• JOB: Copy exactly the lines from the one containing "Generate a component" through the one containing "</FormulaBar>", both included, and leave out any pictures.

• GIVEN DATA:
• • • • • • •
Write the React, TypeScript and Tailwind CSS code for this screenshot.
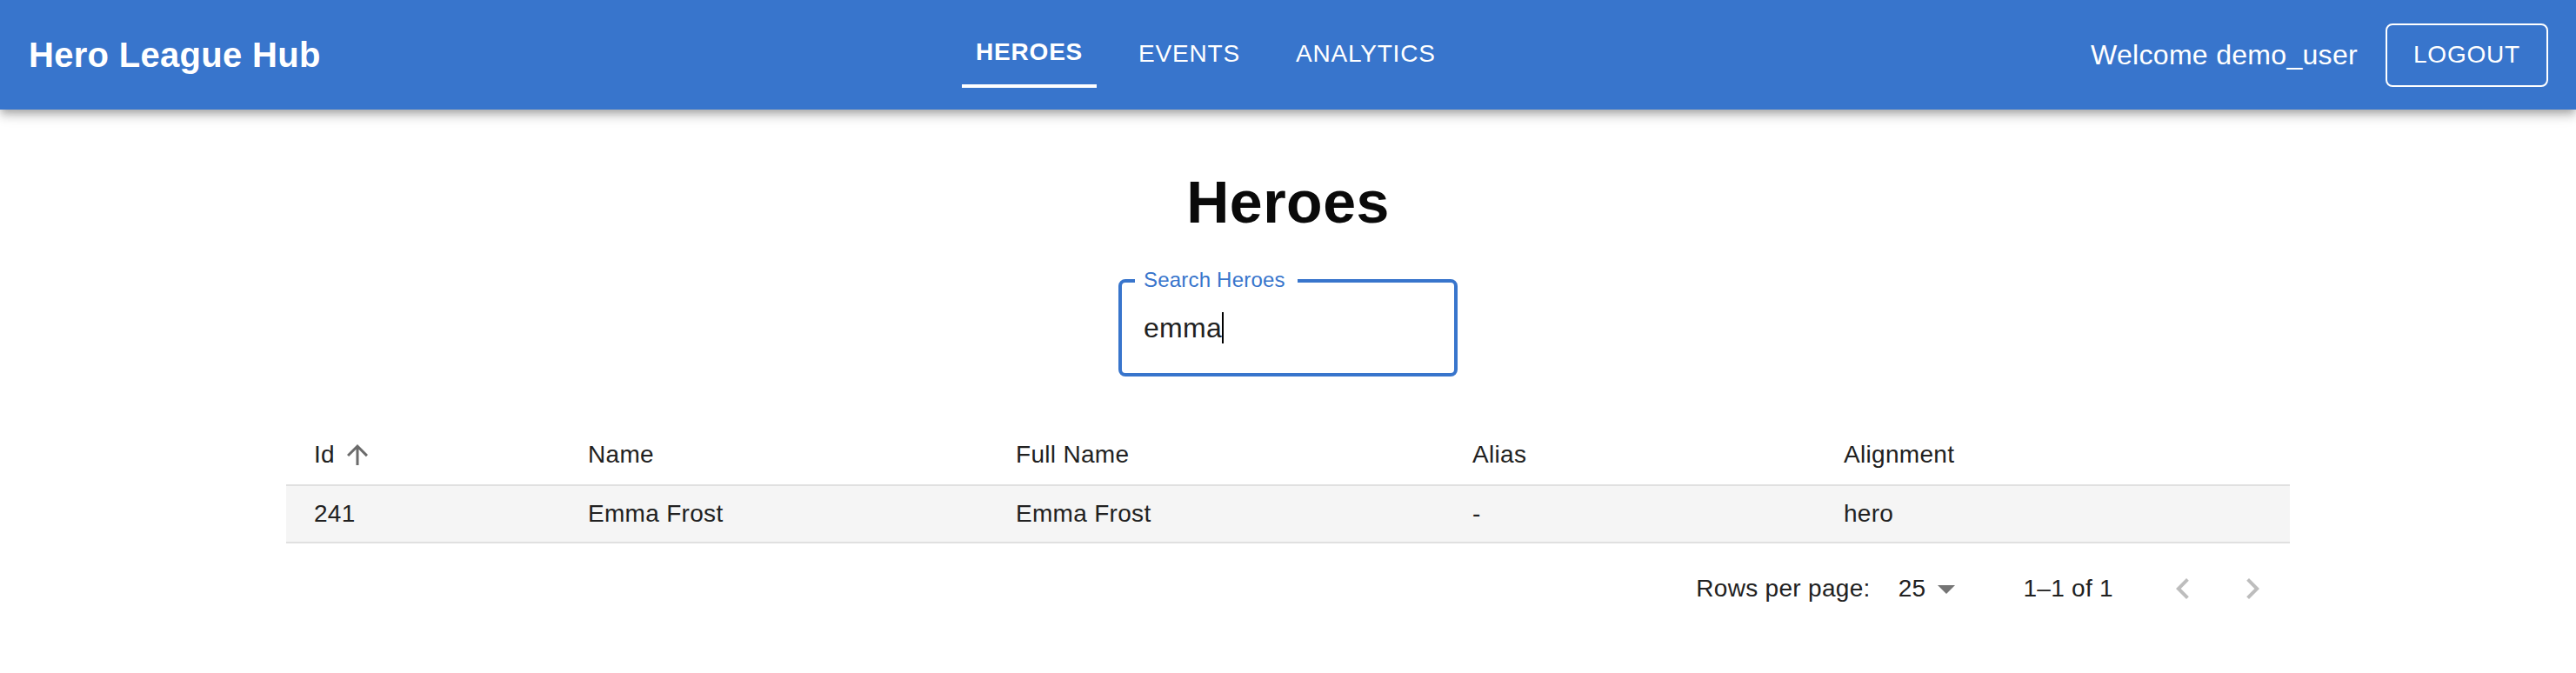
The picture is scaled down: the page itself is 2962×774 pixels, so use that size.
import React from "react";

const tabs = [
  { label: "HEROES", active: true },
  { label: "EVENTS", active: false },
  { label: "ANALYTICS", active: false },
];

const columns = ["Name", "Full Name", "Alias", "Alignment"];
const row = ["241", "Emma Frost", "Emma Frost", "-", "hero"];

export default function App() {
  return (
    <div className="min-h-screen bg-white font-['Liberation_Sans',Arial,sans-serif] text-[#212121]">
      <header className="relative z-10 flex h-[126px] items-center bg-[#3875cc] px-[32px] text-white shadow-[0_4px_8px_-2px_rgba(0,0,0,0.2),0_8px_10px_0_rgba(0,0,0,0.14),0_2px_20px_0_rgba(0,0,0,0.12)]">
        <div className="pl-[1px] text-[40px] font-bold leading-[48px] tracking-[0.3px]">Hero League Hub</div>
        <nav className="flex flex-1 justify-center gap-[32px] self-start">
          {tabs.map((t) => (
            <div
              key={t.label}
              className={
                t.active
                  ? "flex h-[101px] items-end border-b-4 border-white px-[16px] pb-[21px] text-[28px] font-bold leading-[32px] tracking-[0.8px]"
                  : "flex h-[101px] items-end border-b-4 border-transparent px-[16px] pb-[19px] text-[28px] leading-[32px] tracking-[0.8px]"
              }
            >
              {t.label}
            </div>
          ))}
        </nav>
        <div className="flex items-center gap-[32px]">
          <span className="text-[32px] leading-[40px] tracking-[0.3px]">Welcome demo_user</span>
          <button className="flex h-[73px] items-center rounded-[8px] border-2 border-white px-[30px] text-[28px] leading-[32px] tracking-[0.8px] text-white">
            LOGOUT
          </button>
        </div>
      </header>

      <main className="mx-auto w-[2304px]">
        <h1 className="mt-[64px] text-center text-[68px] font-bold leading-[84px] tracking-[0.5px] text-[#0a0a0a]">Heroes</h1>

        <div className="mt-[47px] flex justify-center">
          <div className="relative h-[112px] w-[390px] rounded-[8px] border-4 border-[#3875cc]">
            <span className="absolute left-[15px] top-[-17px] bg-white pl-[10px] pr-[14px] text-[24px] leading-[28px] tracking-[0.2px] text-[#3875cc]">
              Search Heroes
            </span>
            <div className="flex h-full items-center pl-[25px] text-[32px] leading-[40px] tracking-[0.3px] text-[#212121]">
              <span>emma</span>
              <span className="h-[36px] w-[2px] bg-black" />
            </div>
          </div>
        </div>

        <div className="mt-[56px] text-[28px] leading-[40px] tracking-[0.3px]">
          <div className="grid h-[70px] grid-cols-[315px_492px_525px_427px_1fr] items-center border-b-2 border-[#e0e0e0]">
            <div className="flex items-center pl-[32px]">
              <span>Id</span>
              <svg className="ml-[8px] h-[36px] w-[36px]" viewBox="0 0 24 24" fill="#6b6b6b">
                <path d="M4 12l1.41 1.41L11 7.83V20h2V7.83l5.58 5.59L20 12l-8-8-8 8z" />
              </svg>
            </div>
            {columns.map((c) => (
              <div key={c} className="pl-[32px]">
                {c}
              </div>
            ))}
          </div>
          <div className="grid h-[66px] grid-cols-[315px_492px_525px_427px_1fr] items-center border-b-2 border-[#e0e0e0] bg-[#f5f5f5]">
            {row.map((v, i) => (
              <div key={i} className="pl-[32px]">
                {v}
              </div>
            ))}
          </div>

          <div className="flex h-[104px] items-center justify-end pr-[3px]">
            <span>Rows per page:</span>
            <div className="ml-[16px] mr-[64px] flex items-center pl-[16px]">
              <span>25</span>
              <svg className="h-[48px] w-[48px]" viewBox="0 0 24 24" fill="#757575">
                <path d="M7 10l5 5 5-5z" />
              </svg>
            </div>
            <span>1–1 of 1</span>
            <div className="ml-[40px] flex">
              <div className="flex h-[80px] w-[80px] items-center justify-center">
                <svg className="h-[48px] w-[48px]" viewBox="0 0 24 24" fill="#bdbdbd">
                  <path d="M15.41 16.59 10.83 12l4.58-4.59L14 6l-6 6 6 6z" />
                </svg>
              </div>
              <div className="flex h-[80px] w-[80px] items-center justify-center">
                <svg className="h-[48px] w-[48px]" viewBox="0 0 24 24" fill="#bdbdbd">
                  <path d="M8.59 16.59 13.17 12 8.59 7.41 10 6l6 6-6 6z" />
                </svg>
              </div>
            </div>
          </div>
        </div>
      </main>
    </div>
  );
}
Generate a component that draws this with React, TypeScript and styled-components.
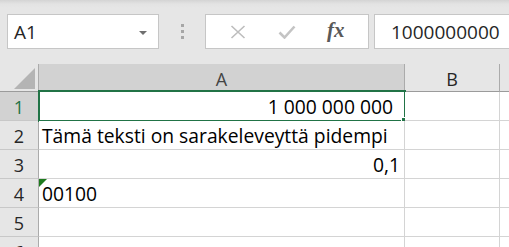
import styled, { createGlobalStyle } from 'styled-components';

const GlobalStyle = createGlobalStyle`
  html, body {
    margin: 0;
    padding: 0;
    background: #ffffff;
    overflow: hidden;
  }
`;

const rows = [
  { n: 1, text: '1 000 000 000', align: 'right', selected: true, padded: true },
  { n: 2, text: 'Tämä teksti on sarakeleveyttä pidempi', align: 'left' },
  { n: 3, text: '0,1', align: 'right' },
  { n: 4, text: '00100', align: 'left', flagged: true },
  { n: 5, text: '', align: 'left' },
  { n: 6, text: '', align: 'left' },
];

export default function App() {
  return (
    <Page>
      <GlobalStyle />
      <FormulaBar>
        <NameBox>
          <NameText>A1</NameText>
          <DropArrow />
        </NameBox>
        <Grip>
          <GripDot />
          <GripDot />
          <GripDot />
        </Grip>
        <ButtonBox>
          <IconSlot>
            <svg width="16" height="14" viewBox="0 0 16 14">
              <path d="M1.5 1 L14.5 13 M14.5 1 L1.5 13" stroke="#bdbdbd" strokeWidth="1.6" fill="none" />
            </svg>
          </IconSlot>
          <IconSlot>
            <svg width="18" height="14" viewBox="0 0 18 14">
              <path d="M1.5 7.5 L6.5 12.5 L16.5 1.5" stroke="#c4c4c4" strokeWidth="2.6" fill="none" />
            </svg>
          </IconSlot>
          <FxText>fx</FxText>
        </ButtonBox>
        <FormulaInput>1000000000</FormulaInput>
      </FormulaBar>

      <Sheet>
        <Corner>
          <svg width="22" height="21" viewBox="0 0 22 21">
            <path d="M21 0 L21 21 L0 21 Z" fill="#b4b4b4" />
          </svg>
        </Corner>
        <ColHeader $selected>A</ColHeader>
        <ColHeader>B</ColHeader>
        <ColHeader $last />

        {rows.map((r) => (
          <RowGroup key={r.n}>
            <RowHeader $selected={r.selected}>{r.n}</RowHeader>
            <Cell $align={r.align} $padded={r.padded}>
              {r.flagged && <ErrorFlag />}
              {r.text}
              {r.selected && (
                <Selection>
                  <FillHandle />
                </Selection>
              )}
            </Cell>
            <Cell />
            <Cell $last />
          </RowGroup>
        ))}
      </Sheet>
    </Page>
  );
}

const Page = styled.div`
  width: 509px;
  height: 247px;
  overflow: hidden;
  background: #ffffff;
`;

const FormulaBar = styled.div`
  height: 64px;
  box-sizing: border-box;
  padding: 14px 0 0 7px;
  display: flex;
  align-items: flex-start;
  background: linear-gradient(#d4d4d4 0px, #e3e3e3 4px, #e6e6e6 8px);
  font-family: 'Open Sans', 'Noto Sans', sans-serif;
`;

const NameBox = styled.div`
  width: 152px;
  height: 35px;
  box-sizing: border-box;
  border: 1px solid #c6c6c6;
  background: #ffffff;
  display: flex;
  align-items: center;
  justify-content: space-between;
  padding: 0 11px 0 6px;
`;

const NameText = styled.span`
  font-size: 19px;
  color: #262626;
`;

const DropArrow = styled.span`
  width: 0;
  height: 0;
  border-left: 4px solid transparent;
  border-right: 4px solid transparent;
  border-top: 4px solid #6f6f6f;
  margin-top: 2px;
`;

const Grip = styled.div`
  width: 46px;
  height: 35px;
  display: flex;
  flex-direction: column;
  align-items: center;
  justify-content: center;
  gap: 3px;
`;

const GripDot = styled.span`
  width: 3px;
  height: 3px;
  background: #a6a6a6;
`;

const ButtonBox = styled.div`
  width: 164px;
  height: 35px;
  box-sizing: border-box;
  border: 1px solid #c6c6c6;
  background: #ffffff;
  display: flex;
  align-items: center;
  justify-content: space-around;
  padding: 0 8px 0 8px;
`;

const IconSlot = styled.span`
  display: flex;
  align-items: center;
  justify-content: center;
  width: 30px;
`;

const FxText = styled.span`
  font-family: 'Liberation Serif', serif;
  font-style: italic;
  font-weight: bold;
  font-size: 21px;
  color: #595959;
  width: 30px;
  text-align: center;
  margin-top: -2px;
`;

const FormulaInput = styled.div`
  margin-left: 5px;
  flex: 1;
  height: 35px;
  box-sizing: border-box;
  border: 1px solid #c6c6c6;
  border-right: none;
  background: #ffffff;
  display: flex;
  align-items: center;
  padding-left: 16px;
  font-size: 19px;
  color: #262626;
`;

const Sheet = styled.div`
  display: grid;
  grid-template-columns: 39px 366px 95px 1fr;
  grid-template-rows: 28px;
  grid-auto-rows: 29px;
  font-family: 'Open Sans', 'Noto Sans', sans-serif;
  font-size: 19.3px;
  color: #000000;
  background: #e6e6e6;
`;

const RowGroup = styled.div`
  display: contents;
`;

const Corner = styled.div`
  background: #e6e6e6;
  border-right: 1px solid #ababab;
  border-bottom: 1px solid #9b9b9b;
  display: flex;
  align-items: flex-end;
  justify-content: flex-end;
  padding: 0 2px 2px 0;
`;

const ColHeader = styled.div<{ $selected?: boolean; $last?: boolean }>`
  background: ${({ $selected }) => ($selected ? '#d2d2d2' : '#e6e6e6')};
  border-right: ${({ $last }) => ($last ? 'none' : '1px solid #ababab')};
  border-bottom: 1px solid #9b9b9b;
  display: flex;
  align-items: center;
  justify-content: center;
  padding-top: 2px;
  color: ${({ $selected }) => ($selected ? '#444444' : '#262626')};
  font-size: 18px;
`;

const RowHeader = styled.div<{ $selected?: boolean }>`
  background: ${({ $selected }) => ($selected ? '#d2d2d2' : '#e6e6e6')};
  border-right: 1px solid #ababab;
  border-bottom: 1px solid #c8c8c8;
  display: flex;
  align-items: center;
  justify-content: center;
  padding-top: 2px;
  color: ${({ $selected }) => ($selected ? '#217346' : '#262626')};
  font-size: 18px;
`;

const Cell = styled.div<{ $align?: string; $last?: boolean; $padded?: boolean }>`
  position: relative;
  background: #ffffff;
  border-right: ${({ $last }) => ($last ? 'none' : '1px solid #d4d4d4')};
  border-bottom: 1px solid #d4d4d4;
  display: flex;
  align-items: flex-end;
  justify-content: ${({ $align }) => ($align === 'right' ? 'flex-end' : 'flex-start')};
  padding: 0 ${({ $padded }) => ($padded ? '11px' : '4px')} 4px 3px;
  white-space: nowrap;
  line-height: 1;
`;

const ErrorFlag = styled.span`
  position: absolute;
  left: 0;
  top: 0;
  width: 0;
  height: 0;
  border-top: 8px solid #1e7a1e;
  border-right: 8px solid transparent;
`;

const Selection = styled.div`
  position: absolute;
  left: -1px;
  top: -2px;
  right: -2px;
  bottom: -2px;
  border: 2px solid #217346;
  pointer-events: none;
`;

const FillHandle = styled.span`
  position: absolute;
  right: -5px;
  bottom: -5px;
  width: 6px;
  height: 6px;
  background: #217346;
  border: 1px solid #ffffff;
`;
• • • • • • •
• ANSWER TO THIS PROBLEM:
Generate a component that draws this with React, TypeScript and styled-components.
import styled, { createGlobalStyle } from 'styled-components';

const GlobalStyle = createGlobalStyle`
  html, body {
    margin: 0;
    padding: 0;
    background: #ffffff;
    overflow: hidden;
  }
`;

const rows = [
  { n: 1, text: '1 000 000 000', align: 'right', selected: true, padded: true },
  { n: 2, text: 'Tämä teksti on sarakeleveyttä pidempi', align: 'left' },
  { n: 3, text: '0,1', align: 'right' },
  { n: 4, text: '00100', align: 'left', flagged: true },
  { n: 5, text: '', align: 'left' },
  { n: 6, text: '', align: 'left' },
];

export default function App() {
  return (
    <Page>
      <GlobalStyle />
      <FormulaBar>
        <NameBox>
          <NameText>A1</NameText>
          <DropArrow />
        </NameBox>
        <Grip>
          <GripDot />
          <GripDot />
          <GripDot />
        </Grip>
        <ButtonBox>
          <IconSlot>
            <svg width="16" height="14" viewBox="0 0 16 14">
              <path d="M1.5 1 L14.5 13 M14.5 1 L1.5 13" stroke="#bdbdbd" strokeWidth="1.6" fill="none" />
            </svg>
          </IconSlot>
          <IconSlot>
            <svg width="18" height="14" viewBox="0 0 18 14">
              <path d="M1.5 7.5 L6.5 12.5 L16.5 1.5" stroke="#c4c4c4" strokeWidth="2.6" fill="none" />
            </svg>
          </IconSlot>
          <FxText>fx</FxText>
        </ButtonBox>
        <FormulaInput>1000000000</FormulaInput>
      </FormulaBar>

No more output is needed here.